I have heard scientists' predictions about the changes in store for the Southwest, and about fire being a mechanism for bringing about those changes. But somehow I didn't expect it to happen all at once, in a few short months. Most of us aren't geared to accept drastic change at the speed of light.

Faced with change and crisis, most of us grieve what is lost. We rage. Acting from anger, we assign blame. In the midst of our reactions, we need to be sure that any blame is correctly assigned. It is very difficult to know with 100% certainty who set these fires. (In the case of the Wallow Fire, the cause is thought to be an escaped campfire.) However, authorities do need to recognize the communities' frustration with the matter of designating a cause. On the one hand, the responsible individual may never be known. On the other hand, an employee of the Coronado National Forest told a Portal resident this spring that 12 of the last 18 fires in the Chiricahuas were set by illegal immigrants. By that accounting, Horseshoe Two is fire number 19, and circumstantial evidence points to that same origin. Yet no official statement ever supports what we are told unofficially. That dissonance breeds trouble.

I agree with Rick Taylor that one way to prevent many of these fires is to institute a good workers' program that allows people to enter the country legally for a specified amount of time in order to work. With a legal program in place, participating workers would avoid the hazards of illegal entry, and many fewer people would seek a way through these mountains. And a hypothetical 12 of the next 18 fires might be prevented.

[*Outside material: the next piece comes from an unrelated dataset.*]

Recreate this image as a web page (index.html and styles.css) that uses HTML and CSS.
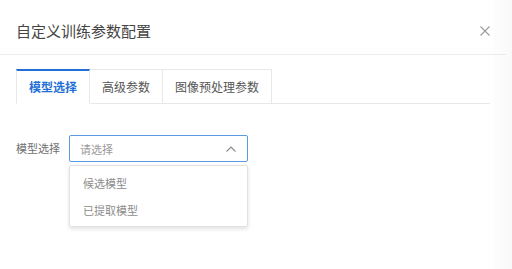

Although most of the community is solidly supportive and appreciative of all that is being done to help, I have come home to find talk of conspiracies between Border Patrol and firefighting agencies. Seeing conspiracy is usually delusional and paranoid. But given the lack of real political discourse, and the use of anything to further a political agenda, the current mistrust of agencies is not surprising. People caught in the middle react, sometimes without logic or solid judgment. We need to rein ourselves in, stay as balanced and calm as possible. Long sieges are very wearing.

The fire crews are willing to face firestorms with the intention of salvaging what can be saved from incineration. They are operating with complete transparency, as anyone who attends the briefings can judge. Blaming the fire-fighting tactics for causing additional damage shows a lack of understanding of what is needed to moderate (and ultimately, contain) the fires during this season of extremes. And to the fire team: if we need to learn more about the rationale behind the strategies in play, please educate us. Knowing more helps to dispel ungrounded fear. (The well-grounded fears are bad enough!)

1 comment:

  1. Another well reasoned post, thank you. I agree that knowledge is power and educating everyone can provide common ground when facing events such as this fire. Finding common ground becomes even more important when nerves are frayed and emotions run high. Opinions will always differ but maintaining composure in the face of adversity is a hallmark of a rational mind.